TASK DETAILS
Gather all lines containing the string "that" and copy them out.

RECORDS TO PROCESS
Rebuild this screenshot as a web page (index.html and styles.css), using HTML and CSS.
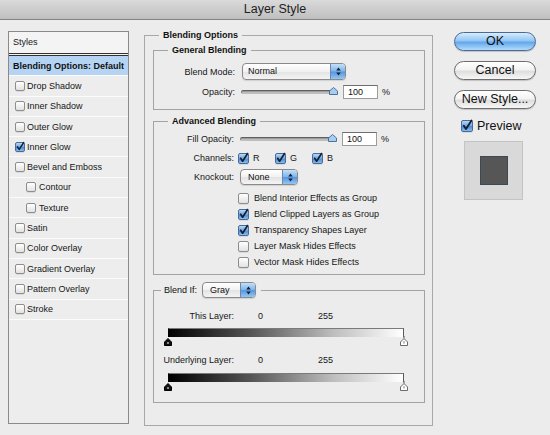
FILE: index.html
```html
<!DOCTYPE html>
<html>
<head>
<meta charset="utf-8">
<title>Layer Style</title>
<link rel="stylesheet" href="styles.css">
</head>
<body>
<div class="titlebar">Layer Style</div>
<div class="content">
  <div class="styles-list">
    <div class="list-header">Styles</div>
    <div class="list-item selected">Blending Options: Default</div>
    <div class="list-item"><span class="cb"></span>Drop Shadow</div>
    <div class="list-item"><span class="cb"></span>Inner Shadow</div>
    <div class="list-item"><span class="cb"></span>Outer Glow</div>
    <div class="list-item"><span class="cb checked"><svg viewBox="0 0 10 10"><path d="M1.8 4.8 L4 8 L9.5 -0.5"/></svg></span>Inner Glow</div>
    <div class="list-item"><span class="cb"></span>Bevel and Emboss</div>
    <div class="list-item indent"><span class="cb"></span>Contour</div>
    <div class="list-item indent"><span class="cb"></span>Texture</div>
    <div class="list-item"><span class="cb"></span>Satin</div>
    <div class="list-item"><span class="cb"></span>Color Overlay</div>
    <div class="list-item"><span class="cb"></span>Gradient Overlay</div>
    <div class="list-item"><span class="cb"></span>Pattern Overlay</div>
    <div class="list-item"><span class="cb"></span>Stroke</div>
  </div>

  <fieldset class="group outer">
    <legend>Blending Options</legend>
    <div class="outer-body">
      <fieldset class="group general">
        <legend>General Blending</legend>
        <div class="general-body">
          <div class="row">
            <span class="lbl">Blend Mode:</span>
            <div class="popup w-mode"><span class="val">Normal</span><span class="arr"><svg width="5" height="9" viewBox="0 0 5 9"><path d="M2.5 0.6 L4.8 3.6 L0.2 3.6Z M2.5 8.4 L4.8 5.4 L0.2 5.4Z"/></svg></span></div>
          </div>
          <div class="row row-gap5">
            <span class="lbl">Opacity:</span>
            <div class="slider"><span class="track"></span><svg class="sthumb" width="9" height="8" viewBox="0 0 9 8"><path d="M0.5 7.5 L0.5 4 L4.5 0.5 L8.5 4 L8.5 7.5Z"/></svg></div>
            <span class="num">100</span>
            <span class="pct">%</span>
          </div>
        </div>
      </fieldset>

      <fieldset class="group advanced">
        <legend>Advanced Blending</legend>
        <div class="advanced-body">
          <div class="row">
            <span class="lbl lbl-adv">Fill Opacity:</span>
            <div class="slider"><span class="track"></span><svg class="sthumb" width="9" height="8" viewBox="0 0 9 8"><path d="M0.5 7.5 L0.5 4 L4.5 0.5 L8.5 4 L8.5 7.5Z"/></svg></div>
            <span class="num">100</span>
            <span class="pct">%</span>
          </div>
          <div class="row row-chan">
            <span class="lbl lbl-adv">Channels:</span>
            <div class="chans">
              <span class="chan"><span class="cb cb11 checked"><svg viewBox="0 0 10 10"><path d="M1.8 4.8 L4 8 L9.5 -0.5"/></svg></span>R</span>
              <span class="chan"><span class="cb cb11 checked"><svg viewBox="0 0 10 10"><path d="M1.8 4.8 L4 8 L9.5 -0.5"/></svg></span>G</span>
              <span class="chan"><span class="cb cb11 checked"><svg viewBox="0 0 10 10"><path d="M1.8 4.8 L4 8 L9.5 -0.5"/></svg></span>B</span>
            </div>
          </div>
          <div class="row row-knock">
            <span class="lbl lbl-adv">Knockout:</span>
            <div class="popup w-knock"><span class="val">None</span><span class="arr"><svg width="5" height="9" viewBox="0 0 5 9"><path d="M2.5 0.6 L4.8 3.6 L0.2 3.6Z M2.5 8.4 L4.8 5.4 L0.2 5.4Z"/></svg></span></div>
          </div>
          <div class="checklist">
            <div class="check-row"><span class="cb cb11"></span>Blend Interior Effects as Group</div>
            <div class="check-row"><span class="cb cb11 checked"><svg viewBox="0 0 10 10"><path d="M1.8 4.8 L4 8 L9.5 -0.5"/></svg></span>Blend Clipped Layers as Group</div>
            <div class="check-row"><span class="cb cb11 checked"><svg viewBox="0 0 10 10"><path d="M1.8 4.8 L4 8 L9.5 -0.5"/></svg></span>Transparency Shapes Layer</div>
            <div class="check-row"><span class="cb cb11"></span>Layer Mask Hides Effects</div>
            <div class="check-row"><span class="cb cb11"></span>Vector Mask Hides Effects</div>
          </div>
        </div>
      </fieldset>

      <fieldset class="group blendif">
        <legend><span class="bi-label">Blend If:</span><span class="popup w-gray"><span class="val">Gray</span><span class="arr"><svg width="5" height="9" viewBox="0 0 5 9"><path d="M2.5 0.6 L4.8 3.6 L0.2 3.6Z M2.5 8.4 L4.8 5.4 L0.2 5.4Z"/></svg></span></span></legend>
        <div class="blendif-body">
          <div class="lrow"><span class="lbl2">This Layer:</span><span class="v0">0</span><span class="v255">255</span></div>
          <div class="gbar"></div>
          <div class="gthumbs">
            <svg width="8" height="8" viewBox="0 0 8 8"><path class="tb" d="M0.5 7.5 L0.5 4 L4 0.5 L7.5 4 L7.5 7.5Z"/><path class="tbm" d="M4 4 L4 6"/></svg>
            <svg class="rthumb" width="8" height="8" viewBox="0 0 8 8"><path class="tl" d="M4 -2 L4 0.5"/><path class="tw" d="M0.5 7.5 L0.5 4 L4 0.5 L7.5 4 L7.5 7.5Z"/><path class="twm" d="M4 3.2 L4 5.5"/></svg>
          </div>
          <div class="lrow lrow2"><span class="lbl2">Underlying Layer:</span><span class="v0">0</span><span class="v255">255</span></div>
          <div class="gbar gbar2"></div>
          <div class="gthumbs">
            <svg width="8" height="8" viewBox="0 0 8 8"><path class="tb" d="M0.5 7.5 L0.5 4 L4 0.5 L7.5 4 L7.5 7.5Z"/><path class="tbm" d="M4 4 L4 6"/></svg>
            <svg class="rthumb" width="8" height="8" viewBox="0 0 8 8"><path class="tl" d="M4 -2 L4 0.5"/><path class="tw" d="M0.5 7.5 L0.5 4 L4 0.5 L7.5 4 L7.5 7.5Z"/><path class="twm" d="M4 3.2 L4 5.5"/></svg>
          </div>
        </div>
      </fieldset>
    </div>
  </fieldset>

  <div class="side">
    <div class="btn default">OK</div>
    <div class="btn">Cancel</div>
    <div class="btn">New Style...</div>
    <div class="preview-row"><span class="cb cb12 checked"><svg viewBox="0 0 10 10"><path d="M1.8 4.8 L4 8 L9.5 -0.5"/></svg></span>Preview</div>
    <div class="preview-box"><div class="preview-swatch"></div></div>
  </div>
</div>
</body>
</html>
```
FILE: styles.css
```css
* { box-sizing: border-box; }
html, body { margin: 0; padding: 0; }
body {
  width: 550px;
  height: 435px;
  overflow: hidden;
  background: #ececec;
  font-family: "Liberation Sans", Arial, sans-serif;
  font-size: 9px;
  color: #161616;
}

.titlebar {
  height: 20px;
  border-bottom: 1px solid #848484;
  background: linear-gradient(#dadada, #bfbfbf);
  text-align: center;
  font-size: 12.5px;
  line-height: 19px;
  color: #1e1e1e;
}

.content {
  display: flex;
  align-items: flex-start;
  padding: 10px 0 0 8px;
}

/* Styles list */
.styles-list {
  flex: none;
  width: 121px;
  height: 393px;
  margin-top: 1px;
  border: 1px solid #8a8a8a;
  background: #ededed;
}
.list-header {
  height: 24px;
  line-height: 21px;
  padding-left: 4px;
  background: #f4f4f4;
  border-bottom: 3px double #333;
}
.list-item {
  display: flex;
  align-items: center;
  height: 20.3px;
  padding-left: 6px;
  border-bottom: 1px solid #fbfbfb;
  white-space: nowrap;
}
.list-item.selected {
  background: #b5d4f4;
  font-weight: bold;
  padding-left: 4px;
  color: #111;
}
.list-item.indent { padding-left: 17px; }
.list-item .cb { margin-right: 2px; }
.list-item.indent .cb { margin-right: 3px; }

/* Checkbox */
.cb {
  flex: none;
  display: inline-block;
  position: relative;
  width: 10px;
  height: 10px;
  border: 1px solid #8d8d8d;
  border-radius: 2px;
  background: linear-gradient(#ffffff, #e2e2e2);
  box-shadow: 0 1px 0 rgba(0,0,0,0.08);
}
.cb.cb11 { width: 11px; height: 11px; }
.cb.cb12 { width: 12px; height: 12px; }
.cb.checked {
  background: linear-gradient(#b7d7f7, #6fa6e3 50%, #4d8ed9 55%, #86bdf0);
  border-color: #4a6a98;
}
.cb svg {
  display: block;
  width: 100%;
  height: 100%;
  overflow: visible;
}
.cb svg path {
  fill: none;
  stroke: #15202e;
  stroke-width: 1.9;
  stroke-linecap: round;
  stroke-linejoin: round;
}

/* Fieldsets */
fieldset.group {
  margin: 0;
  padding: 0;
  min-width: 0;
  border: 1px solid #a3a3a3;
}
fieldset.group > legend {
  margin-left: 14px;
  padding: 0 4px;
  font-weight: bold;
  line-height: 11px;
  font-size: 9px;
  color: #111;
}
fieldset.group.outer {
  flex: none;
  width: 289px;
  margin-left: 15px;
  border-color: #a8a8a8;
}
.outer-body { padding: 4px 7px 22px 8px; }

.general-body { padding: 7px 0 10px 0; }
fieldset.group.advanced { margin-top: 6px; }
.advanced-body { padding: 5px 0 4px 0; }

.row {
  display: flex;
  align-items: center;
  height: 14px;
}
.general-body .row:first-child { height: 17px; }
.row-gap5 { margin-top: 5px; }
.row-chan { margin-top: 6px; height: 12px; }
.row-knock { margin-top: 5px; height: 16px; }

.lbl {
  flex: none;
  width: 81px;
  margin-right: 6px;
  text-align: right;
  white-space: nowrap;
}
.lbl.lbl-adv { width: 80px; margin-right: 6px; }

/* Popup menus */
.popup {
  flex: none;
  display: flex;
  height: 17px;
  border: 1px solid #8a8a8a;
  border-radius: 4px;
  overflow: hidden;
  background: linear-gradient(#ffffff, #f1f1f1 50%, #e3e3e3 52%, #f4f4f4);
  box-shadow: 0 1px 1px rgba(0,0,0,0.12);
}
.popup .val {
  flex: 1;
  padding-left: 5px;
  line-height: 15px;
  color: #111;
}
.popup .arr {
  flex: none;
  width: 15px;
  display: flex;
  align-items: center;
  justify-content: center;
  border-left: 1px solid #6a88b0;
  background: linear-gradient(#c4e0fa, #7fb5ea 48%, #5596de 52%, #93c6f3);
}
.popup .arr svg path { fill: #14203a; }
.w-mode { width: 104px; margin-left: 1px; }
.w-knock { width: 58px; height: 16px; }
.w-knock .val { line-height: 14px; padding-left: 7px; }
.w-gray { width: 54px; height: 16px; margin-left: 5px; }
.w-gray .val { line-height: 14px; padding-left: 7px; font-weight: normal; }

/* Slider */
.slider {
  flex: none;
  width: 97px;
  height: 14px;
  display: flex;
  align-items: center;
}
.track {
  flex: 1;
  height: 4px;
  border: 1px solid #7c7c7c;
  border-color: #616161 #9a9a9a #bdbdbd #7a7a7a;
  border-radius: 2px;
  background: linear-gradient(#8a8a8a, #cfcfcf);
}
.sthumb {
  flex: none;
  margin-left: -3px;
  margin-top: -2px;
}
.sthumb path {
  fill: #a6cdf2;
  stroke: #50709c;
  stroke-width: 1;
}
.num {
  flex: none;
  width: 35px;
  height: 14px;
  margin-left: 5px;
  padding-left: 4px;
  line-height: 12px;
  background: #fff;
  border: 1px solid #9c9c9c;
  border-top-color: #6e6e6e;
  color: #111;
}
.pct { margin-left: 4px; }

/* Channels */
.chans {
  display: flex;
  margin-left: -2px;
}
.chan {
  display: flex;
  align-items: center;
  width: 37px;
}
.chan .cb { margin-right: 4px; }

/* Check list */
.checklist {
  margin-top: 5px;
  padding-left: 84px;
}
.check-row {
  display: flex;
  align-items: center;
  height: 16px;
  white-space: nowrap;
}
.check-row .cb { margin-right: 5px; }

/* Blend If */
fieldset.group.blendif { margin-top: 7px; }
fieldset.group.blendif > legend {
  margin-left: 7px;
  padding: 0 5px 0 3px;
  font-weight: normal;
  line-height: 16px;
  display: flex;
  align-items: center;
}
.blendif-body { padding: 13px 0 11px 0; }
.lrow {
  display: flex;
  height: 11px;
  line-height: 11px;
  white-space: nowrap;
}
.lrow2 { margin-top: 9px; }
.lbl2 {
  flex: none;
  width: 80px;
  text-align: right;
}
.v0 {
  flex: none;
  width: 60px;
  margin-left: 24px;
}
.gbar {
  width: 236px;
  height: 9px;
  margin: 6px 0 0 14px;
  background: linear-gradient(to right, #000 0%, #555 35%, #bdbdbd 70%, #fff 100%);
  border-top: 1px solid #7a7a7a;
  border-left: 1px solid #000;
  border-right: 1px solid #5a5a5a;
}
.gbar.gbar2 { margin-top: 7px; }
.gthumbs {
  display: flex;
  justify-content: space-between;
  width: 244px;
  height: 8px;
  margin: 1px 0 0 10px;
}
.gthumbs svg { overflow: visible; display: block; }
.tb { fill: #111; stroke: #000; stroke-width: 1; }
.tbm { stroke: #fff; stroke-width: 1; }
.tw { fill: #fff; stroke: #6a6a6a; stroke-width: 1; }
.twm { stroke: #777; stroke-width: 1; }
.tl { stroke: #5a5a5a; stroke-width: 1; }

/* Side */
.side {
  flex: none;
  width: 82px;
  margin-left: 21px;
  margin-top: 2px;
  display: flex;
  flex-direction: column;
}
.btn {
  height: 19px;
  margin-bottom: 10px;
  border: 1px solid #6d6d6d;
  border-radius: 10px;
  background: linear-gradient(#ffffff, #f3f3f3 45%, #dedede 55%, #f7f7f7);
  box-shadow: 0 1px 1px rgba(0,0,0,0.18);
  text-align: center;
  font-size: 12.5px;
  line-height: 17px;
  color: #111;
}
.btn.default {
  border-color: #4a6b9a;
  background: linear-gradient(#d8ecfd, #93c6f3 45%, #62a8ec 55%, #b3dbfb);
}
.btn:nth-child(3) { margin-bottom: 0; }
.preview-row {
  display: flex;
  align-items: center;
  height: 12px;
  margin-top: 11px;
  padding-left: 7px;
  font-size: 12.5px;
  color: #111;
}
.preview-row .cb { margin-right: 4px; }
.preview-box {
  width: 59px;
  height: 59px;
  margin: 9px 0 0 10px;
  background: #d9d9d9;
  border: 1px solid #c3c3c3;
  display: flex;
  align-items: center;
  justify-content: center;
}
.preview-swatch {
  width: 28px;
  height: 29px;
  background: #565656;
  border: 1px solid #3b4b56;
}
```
* * *
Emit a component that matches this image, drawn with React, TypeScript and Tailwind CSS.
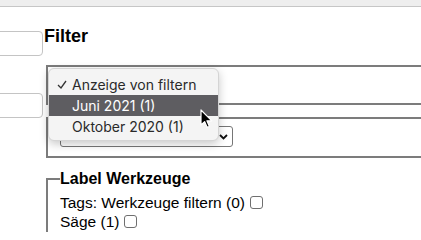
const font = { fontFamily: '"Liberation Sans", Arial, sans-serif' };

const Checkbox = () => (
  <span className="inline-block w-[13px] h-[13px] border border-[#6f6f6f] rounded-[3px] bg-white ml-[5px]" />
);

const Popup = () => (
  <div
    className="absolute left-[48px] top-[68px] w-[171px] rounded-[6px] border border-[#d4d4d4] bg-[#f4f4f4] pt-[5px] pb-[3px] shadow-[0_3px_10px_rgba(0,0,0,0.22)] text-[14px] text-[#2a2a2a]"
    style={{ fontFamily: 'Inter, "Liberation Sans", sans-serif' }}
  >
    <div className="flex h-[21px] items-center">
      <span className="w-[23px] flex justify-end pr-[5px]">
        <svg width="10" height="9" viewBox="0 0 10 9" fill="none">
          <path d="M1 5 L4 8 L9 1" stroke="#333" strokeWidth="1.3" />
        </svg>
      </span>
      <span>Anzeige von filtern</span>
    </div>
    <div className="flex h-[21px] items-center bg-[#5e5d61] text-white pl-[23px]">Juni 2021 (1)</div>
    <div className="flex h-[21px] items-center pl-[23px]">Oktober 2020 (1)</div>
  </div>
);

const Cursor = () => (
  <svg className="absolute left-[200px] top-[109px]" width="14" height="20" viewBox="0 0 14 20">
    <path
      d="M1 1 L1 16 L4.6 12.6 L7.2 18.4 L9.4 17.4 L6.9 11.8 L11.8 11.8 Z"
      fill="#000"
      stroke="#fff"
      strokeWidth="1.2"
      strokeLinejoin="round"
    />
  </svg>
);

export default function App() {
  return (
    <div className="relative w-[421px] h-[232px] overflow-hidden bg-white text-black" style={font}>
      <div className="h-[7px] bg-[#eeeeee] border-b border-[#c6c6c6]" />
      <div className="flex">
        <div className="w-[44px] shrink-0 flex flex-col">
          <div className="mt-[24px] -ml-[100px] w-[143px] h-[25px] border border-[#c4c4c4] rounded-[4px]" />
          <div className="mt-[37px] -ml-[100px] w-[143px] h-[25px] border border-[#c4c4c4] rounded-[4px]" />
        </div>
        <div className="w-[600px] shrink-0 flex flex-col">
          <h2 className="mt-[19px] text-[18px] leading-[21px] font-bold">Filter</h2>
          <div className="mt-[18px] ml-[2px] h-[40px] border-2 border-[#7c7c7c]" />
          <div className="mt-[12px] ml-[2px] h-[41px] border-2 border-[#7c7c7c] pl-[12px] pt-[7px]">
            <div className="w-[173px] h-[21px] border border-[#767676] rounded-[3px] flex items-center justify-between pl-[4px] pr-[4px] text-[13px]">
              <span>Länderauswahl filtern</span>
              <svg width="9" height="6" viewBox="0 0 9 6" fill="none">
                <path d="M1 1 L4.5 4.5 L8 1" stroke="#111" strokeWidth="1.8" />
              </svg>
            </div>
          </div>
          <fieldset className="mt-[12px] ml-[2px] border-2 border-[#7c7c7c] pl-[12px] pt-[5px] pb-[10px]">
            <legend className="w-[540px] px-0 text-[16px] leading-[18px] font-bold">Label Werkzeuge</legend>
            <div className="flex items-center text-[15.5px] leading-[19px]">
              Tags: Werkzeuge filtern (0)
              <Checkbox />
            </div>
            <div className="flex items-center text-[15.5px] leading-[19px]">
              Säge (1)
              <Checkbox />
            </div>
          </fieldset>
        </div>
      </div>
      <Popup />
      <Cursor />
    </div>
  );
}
--
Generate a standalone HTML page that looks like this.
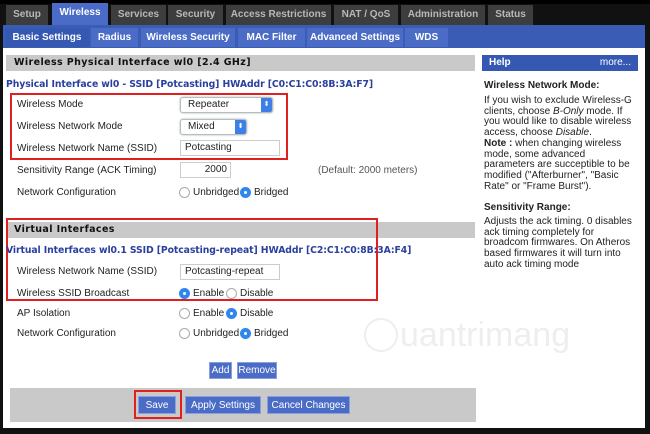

ANSWER TO THIS PROBLEM
Emit a component that matches this image, drawn with React, TypeScript and Tailwind CSS.
Generate a standalone HTML page that looks like this.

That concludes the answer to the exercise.